**Exercise directions:**
Restate the whole listing word for word. Pictures are left out.

**Given data:**

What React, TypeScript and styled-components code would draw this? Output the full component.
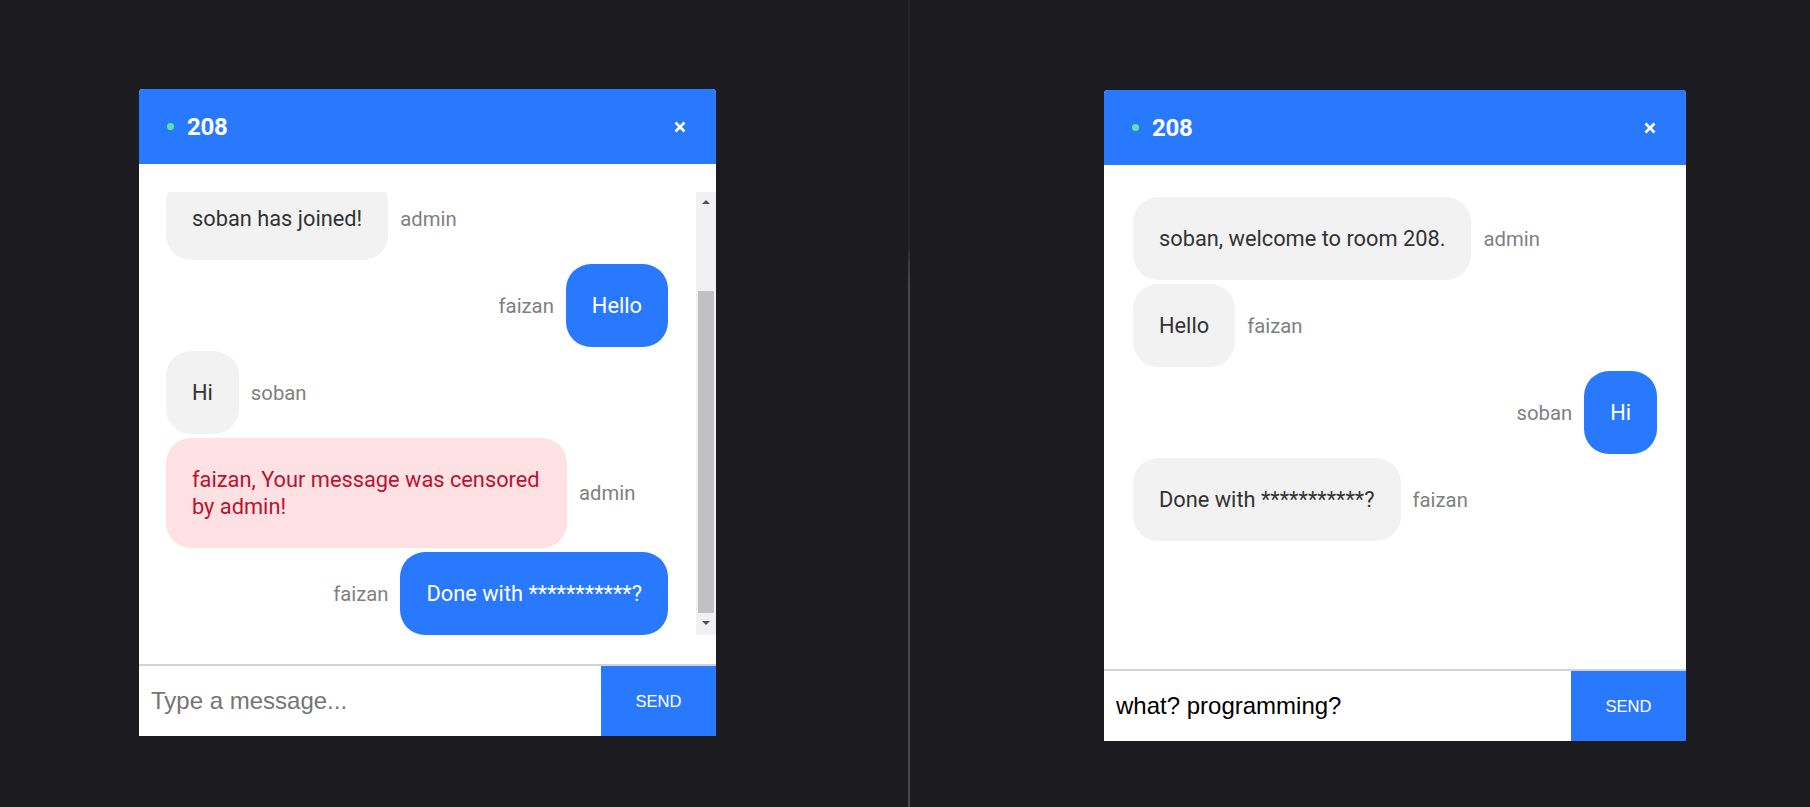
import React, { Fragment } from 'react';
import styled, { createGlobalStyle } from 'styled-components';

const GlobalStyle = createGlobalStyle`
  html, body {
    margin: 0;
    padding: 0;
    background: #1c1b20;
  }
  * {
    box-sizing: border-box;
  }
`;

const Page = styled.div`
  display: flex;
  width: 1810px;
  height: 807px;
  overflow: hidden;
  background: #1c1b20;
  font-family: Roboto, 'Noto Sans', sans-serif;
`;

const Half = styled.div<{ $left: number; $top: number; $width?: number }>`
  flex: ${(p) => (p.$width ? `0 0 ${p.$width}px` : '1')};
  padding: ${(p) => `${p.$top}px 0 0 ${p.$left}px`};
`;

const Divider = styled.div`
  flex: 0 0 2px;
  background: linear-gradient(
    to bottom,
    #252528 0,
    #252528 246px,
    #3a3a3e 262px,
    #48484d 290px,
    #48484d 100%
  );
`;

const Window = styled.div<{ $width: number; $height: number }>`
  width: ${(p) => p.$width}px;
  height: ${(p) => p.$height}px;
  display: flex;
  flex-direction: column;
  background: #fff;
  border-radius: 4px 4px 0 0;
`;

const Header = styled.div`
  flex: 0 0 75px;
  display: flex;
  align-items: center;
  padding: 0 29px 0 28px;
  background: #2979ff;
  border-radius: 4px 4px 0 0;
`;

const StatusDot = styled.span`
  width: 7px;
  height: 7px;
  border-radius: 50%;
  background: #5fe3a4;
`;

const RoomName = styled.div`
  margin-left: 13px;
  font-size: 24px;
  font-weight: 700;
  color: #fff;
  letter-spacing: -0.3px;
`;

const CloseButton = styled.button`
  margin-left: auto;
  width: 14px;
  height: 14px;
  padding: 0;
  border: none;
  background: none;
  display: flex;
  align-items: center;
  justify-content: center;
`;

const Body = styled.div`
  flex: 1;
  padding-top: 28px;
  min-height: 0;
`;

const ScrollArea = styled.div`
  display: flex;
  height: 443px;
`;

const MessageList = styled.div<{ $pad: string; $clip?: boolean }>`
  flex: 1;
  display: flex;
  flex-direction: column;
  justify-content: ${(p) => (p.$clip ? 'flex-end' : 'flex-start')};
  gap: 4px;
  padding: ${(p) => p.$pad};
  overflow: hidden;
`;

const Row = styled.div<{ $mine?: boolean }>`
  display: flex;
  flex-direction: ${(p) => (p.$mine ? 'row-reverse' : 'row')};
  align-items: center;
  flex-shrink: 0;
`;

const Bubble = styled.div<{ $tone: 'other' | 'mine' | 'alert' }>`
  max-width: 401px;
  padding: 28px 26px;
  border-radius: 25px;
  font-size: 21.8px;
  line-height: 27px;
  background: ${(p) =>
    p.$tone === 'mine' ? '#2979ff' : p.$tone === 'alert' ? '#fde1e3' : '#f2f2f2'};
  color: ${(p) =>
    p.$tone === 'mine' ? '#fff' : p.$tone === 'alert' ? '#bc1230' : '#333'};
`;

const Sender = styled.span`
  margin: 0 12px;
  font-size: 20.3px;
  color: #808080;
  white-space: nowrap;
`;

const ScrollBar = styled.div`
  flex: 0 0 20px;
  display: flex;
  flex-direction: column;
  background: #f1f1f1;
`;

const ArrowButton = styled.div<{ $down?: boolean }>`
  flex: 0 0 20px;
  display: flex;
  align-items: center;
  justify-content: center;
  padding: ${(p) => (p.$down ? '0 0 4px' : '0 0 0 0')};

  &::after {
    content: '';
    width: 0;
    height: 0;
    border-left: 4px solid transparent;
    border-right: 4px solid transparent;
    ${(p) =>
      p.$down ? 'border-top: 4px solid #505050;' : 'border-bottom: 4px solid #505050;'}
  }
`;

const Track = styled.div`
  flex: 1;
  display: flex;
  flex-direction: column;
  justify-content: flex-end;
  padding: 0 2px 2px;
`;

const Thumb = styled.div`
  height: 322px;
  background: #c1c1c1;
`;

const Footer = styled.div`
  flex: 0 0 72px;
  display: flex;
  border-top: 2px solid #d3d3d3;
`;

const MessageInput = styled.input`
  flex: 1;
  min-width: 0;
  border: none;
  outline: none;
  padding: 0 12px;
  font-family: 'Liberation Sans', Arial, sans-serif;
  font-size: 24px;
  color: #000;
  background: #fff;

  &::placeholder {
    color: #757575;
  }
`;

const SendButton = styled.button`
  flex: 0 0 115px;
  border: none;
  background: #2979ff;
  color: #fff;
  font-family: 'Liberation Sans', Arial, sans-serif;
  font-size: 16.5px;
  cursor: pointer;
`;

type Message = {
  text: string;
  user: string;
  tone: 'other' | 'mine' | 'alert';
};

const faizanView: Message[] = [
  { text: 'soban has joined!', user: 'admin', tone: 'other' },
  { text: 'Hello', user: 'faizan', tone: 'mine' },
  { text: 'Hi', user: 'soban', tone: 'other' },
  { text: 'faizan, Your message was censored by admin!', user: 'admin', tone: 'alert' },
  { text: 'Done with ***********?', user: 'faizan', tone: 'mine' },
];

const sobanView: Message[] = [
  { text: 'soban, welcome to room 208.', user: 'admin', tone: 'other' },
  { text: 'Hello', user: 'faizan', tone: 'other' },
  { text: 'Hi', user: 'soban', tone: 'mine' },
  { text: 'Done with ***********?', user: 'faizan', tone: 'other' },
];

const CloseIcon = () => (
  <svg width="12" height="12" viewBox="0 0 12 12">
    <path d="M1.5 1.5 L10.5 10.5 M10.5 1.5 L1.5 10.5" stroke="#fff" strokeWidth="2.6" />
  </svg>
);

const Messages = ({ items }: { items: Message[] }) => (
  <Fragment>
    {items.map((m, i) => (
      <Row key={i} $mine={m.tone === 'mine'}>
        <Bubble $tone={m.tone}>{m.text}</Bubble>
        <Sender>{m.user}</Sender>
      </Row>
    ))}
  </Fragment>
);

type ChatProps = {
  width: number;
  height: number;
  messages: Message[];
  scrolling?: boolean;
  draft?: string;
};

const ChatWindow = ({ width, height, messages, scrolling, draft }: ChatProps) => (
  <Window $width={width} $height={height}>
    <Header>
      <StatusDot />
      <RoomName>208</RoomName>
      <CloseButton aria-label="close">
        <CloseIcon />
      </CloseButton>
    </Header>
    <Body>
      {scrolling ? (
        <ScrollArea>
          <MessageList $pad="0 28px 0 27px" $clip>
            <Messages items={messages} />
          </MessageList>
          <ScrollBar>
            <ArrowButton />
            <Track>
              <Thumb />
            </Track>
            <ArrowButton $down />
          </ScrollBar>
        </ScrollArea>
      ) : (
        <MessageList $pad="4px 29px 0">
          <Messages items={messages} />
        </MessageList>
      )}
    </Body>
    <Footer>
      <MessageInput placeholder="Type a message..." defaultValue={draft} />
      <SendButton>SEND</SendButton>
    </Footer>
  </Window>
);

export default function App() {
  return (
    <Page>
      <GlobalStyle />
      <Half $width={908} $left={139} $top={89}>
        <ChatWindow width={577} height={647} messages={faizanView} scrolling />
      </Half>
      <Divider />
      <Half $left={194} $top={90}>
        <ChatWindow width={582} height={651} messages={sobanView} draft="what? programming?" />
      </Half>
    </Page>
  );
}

**Exercise solution:**
What React, TypeScript and styled-components code would draw this? Output the full component.
import React, { Fragment } from 'react';
import styled, { createGlobalStyle } from 'styled-components';

const GlobalStyle = createGlobalStyle`
  html, body {
    margin: 0;
    padding: 0;
    background: #1c1b20;
  }
  * {
    box-sizing: border-box;
  }
`;

const Page = styled.div`
  display: flex;
  width: 1810px;
  height: 807px;
  overflow: hidden;
  background: #1c1b20;
  font-family: Roboto, 'Noto Sans', sans-serif;
`;

const Half = styled.div<{ $left: number; $top: number; $width?: number }>`
  flex: ${(p) => (p.$width ? `0 0 ${p.$width}px` : '1')};
  padding: ${(p) => `${p.$top}px 0 0 ${p.$left}px`};
`;

const Divider = styled.div`
  flex: 0 0 2px;
  background: linear-gradient(
    to bottom,
    #252528 0,
    #252528 246px,
    #3a3a3e 262px,
    #48484d 290px,
    #48484d 100%
  );
`;

const Window = styled.div<{ $width: number; $height: number }>`
  width: ${(p) => p.$width}px;
  height: ${(p) => p.$height}px;
  display: flex;
  flex-direction: column;
  background: #fff;
  border-radius: 4px 4px 0 0;
`;

const Header = styled.div`
  flex: 0 0 75px;
  display: flex;
  align-items: center;
  padding: 0 29px 0 28px;
  background: #2979ff;
  border-radius: 4px 4px 0 0;
`;

const StatusDot = styled.span`
  width: 7px;
  height: 7px;
  border-radius: 50%;
  background: #5fe3a4;
`;

const RoomName = styled.div`
  margin-left: 13px;
  font-size: 24px;
  font-weight: 700;
  color: #fff;
  letter-spacing: -0.3px;
`;

const CloseButton = styled.button`
  margin-left: auto;
  width: 14px;
  height: 14px;
  padding: 0;
  border: none;
  background: none;
  display: flex;
  align-items: center;
  justify-content: center;
`;

const Body = styled.div`
  flex: 1;
  padding-top: 28px;
  min-height: 0;
`;

const ScrollArea = styled.div`
  display: flex;
  height: 443px;
`;

const MessageList = styled.div<{ $pad: string; $clip?: boolean }>`
  flex: 1;
  display: flex;
  flex-direction: column;
  justify-content: ${(p) => (p.$clip ? 'flex-end' : 'flex-start')};
  gap: 4px;
  padding: ${(p) => p.$pad};
  overflow: hidden;
`;

const Row = styled.div<{ $mine?: boolean }>`
  display: flex;
  flex-direction: ${(p) => (p.$mine ? 'row-reverse' : 'row')};
  align-items: center;
  flex-shrink: 0;
`;

const Bubble = styled.div<{ $tone: 'other' | 'mine' | 'alert' }>`
  max-width: 401px;
  padding: 28px 26px;
  border-radius: 25px;
  font-size: 21.8px;
  line-height: 27px;
  background: ${(p) =>
    p.$tone === 'mine' ? '#2979ff' : p.$tone === 'alert' ? '#fde1e3' : '#f2f2f2'};
  color: ${(p) =>
    p.$tone === 'mine' ? '#fff' : p.$tone === 'alert' ? '#bc1230' : '#333'};
`;

const Sender = styled.span`
  margin: 0 12px;
  font-size: 20.3px;
  color: #808080;
  white-space: nowrap;
`;

const ScrollBar = styled.div`
  flex: 0 0 20px;
  display: flex;
  flex-direction: column;
  background: #f1f1f1;
`;

const ArrowButton = styled.div<{ $down?: boolean }>`
  flex: 0 0 20px;
  display: flex;
  align-items: center;
  justify-content: center;
  padding: ${(p) => (p.$down ? '0 0 4px' : '0 0 0 0')};

  &::after {
    content: '';
    width: 0;
    height: 0;
    border-left: 4px solid transparent;
    border-right: 4px solid transparent;
    ${(p) =>
      p.$down ? 'border-top: 4px solid #505050;' : 'border-bottom: 4px solid #505050;'}
  }
`;

const Track = styled.div`
  flex: 1;
  display: flex;
  flex-direction: column;
  justify-content: flex-end;
  padding: 0 2px 2px;
`;

const Thumb = styled.div`
  height: 322px;
  background: #c1c1c1;
`;

const Footer = styled.div`
  flex: 0 0 72px;
  display: flex;
  border-top: 2px solid #d3d3d3;
`;

const MessageInput = styled.input`
  flex: 1;
  min-width: 0;
  border: none;
  outline: none;
  padding: 0 12px;
  font-family: 'Liberation Sans', Arial, sans-serif;
  font-size: 24px;
  color: #000;
  background: #fff;

  &::placeholder {
    color: #757575;
  }
`;

const SendButton = styled.button`
  flex: 0 0 115px;
  border: none;
  background: #2979ff;
  color: #fff;
  font-family: 'Liberation Sans', Arial, sans-serif;
  font-size: 16.5px;
  cursor: pointer;
`;

type Message = {
  text: string;
  user: string;
  tone: 'other' | 'mine' | 'alert';
};

const faizanView: Message[] = [
  { text: 'soban has joined!', user: 'admin', tone: 'other' },
  { text: 'Hello', user: 'faizan', tone: 'mine' },
  { text: 'Hi', user: 'soban', tone: 'other' },
  { text: 'faizan, Your message was censored by admin!', user: 'admin', tone: 'alert' },
  { text: 'Done with ***********?', user: 'faizan', tone: 'mine' },
];

const sobanView: Message[] = [
  { text: 'soban, welcome to room 208.', user: 'admin', tone: 'other' },
  { text: 'Hello', user: 'faizan', tone: 'other' },
  { text: 'Hi', user: 'soban', tone: 'mine' },
  { text: 'Done with ***********?', user: 'faizan', tone: 'other' },
];

const CloseIcon = () => (
  <svg width="12" height="12" viewBox="0 0 12 12">
    <path d="M1.5 1.5 L10.5 10.5 M10.5 1.5 L1.5 10.5" stroke="#fff" strokeWidth="2.6" />
  </svg>
);

const Messages = ({ items }: { items: Message[] }) => (
  <Fragment>
    {items.map((m, i) => (
      <Row key={i} $mine={m.tone === 'mine'}>
        <Bubble $tone={m.tone}>{m.text}</Bubble>
        <Sender>{m.user}</Sender>
      </Row>
    ))}
  </Fragment>
);

type ChatProps = {
  width: number;
  height: number;
  messages: Message[];
  scrolling?: boolean;
  draft?: string;
};

const ChatWindow = ({ width, height, messages, scrolling, draft }: ChatProps) => (
  <Window $width={width} $height={height}>
    <Header>
      <StatusDot />
      <RoomName>208</RoomName>
      <CloseButton aria-label="close">
        <CloseIcon />
      </CloseButton>
    </Header>
    <Body>
      {scrolling ? (
        <ScrollArea>
          <MessageList $pad="0 28px 0 27px" $clip>
            <Messages items={messages} />
          </MessageList>
          <ScrollBar>
            <ArrowButton />
            <Track>
              <Thumb />
            </Track>
            <ArrowButton $down />
          </ScrollBar>
        </ScrollArea>
      ) : (
        <MessageList $pad="4px 29px 0">
          <Messages items={messages} />
        </MessageList>
      )}
    </Body>
    <Footer>
      <MessageInput placeholder="Type a message..." defaultValue={draft} />
      <SendButton>SEND</SendButton>
    </Footer>
  </Window>
);

export default function App() {
  return (
    <Page>
      <GlobalStyle />
      <Half $width={908} $left={139} $top={89}>
        <ChatWindow width={577} height={647} messages={faizanView} scrolling />
      </Half>
      <Divider />
      <Half $left={194} $top={90}>
        <ChatWindow width={582} height={651} messages={sobanView} draft="what? programming?" />
      </Half>
    </Page>
  );
}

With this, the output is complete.